### Data lines ###
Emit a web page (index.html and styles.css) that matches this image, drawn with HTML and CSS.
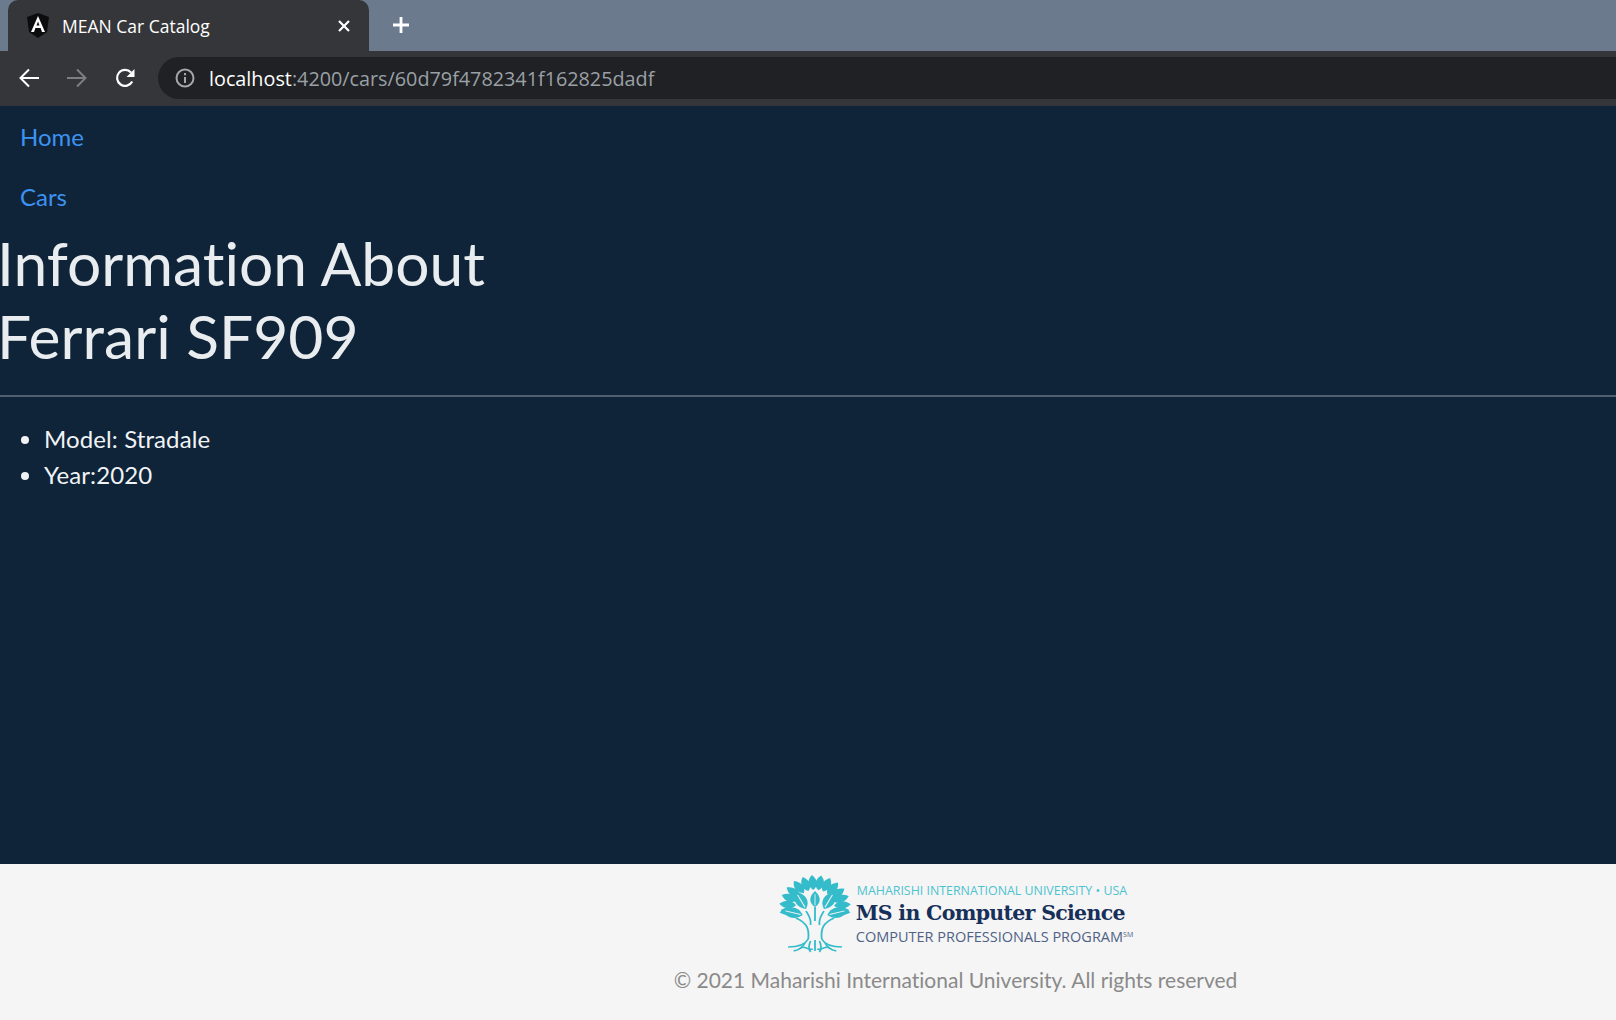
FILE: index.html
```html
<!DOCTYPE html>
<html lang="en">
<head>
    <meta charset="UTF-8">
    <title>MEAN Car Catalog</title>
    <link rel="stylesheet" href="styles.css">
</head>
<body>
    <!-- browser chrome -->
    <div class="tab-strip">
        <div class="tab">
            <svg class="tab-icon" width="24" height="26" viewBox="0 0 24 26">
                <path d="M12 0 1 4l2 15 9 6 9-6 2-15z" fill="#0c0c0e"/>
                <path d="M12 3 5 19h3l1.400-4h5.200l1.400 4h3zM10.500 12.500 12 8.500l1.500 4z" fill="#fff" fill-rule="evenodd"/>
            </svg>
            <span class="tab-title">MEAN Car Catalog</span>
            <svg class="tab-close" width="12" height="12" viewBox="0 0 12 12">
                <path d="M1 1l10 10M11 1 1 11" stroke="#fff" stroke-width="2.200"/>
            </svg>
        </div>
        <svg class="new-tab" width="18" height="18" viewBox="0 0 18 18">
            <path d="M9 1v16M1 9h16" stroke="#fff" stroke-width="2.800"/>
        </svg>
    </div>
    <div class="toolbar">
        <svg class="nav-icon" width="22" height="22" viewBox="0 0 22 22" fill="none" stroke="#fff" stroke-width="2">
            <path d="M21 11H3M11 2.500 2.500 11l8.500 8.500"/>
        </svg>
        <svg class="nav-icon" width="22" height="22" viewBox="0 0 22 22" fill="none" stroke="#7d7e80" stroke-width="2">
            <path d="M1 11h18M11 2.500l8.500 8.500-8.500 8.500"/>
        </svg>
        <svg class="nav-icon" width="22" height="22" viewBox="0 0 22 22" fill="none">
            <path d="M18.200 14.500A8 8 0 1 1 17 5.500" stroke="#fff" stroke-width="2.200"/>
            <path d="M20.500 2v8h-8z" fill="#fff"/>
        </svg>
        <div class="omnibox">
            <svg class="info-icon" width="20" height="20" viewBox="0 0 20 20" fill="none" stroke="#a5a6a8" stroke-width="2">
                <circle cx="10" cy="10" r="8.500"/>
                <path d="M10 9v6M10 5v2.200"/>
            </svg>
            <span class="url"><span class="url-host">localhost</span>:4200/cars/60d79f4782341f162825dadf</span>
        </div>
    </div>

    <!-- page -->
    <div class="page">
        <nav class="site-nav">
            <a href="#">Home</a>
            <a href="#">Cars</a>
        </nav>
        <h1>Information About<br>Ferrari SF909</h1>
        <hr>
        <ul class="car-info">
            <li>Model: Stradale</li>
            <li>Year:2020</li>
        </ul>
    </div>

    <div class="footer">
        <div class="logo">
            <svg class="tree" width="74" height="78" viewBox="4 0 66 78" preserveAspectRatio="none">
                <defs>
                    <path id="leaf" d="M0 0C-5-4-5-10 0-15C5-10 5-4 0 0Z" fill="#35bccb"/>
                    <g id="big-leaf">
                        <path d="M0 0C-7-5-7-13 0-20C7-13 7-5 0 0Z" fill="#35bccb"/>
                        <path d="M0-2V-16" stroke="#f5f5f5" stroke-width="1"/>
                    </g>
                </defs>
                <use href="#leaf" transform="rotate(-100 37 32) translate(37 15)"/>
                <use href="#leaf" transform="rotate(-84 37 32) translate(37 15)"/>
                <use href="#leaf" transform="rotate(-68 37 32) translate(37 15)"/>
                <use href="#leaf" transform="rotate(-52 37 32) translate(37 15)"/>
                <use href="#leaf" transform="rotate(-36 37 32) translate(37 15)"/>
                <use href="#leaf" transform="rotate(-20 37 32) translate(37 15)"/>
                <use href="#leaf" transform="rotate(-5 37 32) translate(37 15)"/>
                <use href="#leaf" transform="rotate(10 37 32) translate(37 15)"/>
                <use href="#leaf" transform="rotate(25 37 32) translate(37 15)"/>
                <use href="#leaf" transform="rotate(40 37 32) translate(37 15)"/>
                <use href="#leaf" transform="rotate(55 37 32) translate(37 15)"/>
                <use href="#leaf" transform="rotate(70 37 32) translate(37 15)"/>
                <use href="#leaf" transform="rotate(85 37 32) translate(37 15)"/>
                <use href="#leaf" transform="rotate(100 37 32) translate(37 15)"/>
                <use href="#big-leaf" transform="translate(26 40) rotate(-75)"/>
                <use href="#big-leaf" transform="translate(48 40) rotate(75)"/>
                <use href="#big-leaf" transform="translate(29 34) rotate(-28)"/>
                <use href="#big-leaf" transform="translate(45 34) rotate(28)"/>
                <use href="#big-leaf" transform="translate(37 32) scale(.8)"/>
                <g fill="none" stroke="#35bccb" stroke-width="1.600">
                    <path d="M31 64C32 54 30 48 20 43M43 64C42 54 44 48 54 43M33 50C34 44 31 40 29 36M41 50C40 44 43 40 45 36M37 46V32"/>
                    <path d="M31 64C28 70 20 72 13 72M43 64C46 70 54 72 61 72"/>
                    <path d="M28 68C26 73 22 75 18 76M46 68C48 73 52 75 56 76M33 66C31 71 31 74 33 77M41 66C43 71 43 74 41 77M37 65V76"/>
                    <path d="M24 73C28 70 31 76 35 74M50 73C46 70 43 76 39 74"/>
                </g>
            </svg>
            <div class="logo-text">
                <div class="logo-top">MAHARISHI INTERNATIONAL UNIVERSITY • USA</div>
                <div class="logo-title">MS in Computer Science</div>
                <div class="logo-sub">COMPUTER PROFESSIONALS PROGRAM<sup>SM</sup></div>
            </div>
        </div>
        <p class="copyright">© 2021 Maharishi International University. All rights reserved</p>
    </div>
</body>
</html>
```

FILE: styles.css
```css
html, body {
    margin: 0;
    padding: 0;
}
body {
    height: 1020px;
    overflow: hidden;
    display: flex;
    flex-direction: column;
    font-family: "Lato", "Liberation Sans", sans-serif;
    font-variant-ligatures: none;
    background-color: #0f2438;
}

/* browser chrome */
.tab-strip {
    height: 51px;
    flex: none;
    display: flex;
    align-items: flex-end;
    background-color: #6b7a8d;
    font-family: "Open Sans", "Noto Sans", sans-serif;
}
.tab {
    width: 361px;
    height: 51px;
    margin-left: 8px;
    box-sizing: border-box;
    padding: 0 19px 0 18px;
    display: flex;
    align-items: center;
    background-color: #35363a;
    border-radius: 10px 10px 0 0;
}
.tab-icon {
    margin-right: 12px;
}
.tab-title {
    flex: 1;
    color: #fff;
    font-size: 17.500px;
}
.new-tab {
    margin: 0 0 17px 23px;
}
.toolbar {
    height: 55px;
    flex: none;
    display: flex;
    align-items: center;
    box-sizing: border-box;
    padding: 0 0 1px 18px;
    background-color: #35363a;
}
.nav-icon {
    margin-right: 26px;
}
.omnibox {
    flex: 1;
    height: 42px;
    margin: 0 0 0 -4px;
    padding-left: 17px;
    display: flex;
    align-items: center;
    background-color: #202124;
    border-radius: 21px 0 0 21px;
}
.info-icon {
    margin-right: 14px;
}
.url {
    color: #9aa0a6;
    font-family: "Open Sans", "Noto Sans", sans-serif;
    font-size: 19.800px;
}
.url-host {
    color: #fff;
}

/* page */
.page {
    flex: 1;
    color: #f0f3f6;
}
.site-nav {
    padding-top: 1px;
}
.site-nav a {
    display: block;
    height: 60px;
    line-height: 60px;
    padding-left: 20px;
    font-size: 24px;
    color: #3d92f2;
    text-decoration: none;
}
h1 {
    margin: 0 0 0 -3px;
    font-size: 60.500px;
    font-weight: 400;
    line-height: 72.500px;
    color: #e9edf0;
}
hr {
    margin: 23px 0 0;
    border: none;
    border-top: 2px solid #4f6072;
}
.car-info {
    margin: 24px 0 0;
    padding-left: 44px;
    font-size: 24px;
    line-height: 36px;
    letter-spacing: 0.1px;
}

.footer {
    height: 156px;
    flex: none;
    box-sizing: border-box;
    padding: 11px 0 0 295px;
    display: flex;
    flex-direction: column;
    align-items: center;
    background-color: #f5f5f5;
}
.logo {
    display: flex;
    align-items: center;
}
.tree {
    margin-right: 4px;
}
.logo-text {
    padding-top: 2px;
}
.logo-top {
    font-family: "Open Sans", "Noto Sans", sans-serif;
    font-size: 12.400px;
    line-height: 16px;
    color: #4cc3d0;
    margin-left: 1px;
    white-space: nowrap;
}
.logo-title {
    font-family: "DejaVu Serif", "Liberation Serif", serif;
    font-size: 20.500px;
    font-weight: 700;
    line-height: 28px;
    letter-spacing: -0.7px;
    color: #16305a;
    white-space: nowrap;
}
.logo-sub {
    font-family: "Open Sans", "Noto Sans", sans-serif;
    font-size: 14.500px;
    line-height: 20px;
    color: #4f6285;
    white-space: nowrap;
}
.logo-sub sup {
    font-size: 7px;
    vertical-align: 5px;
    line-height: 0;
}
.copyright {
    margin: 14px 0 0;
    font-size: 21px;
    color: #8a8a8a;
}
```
###
Written exercise » Your answer should be one number: how many lines in the material above contain the string "page".

Output for this task » 5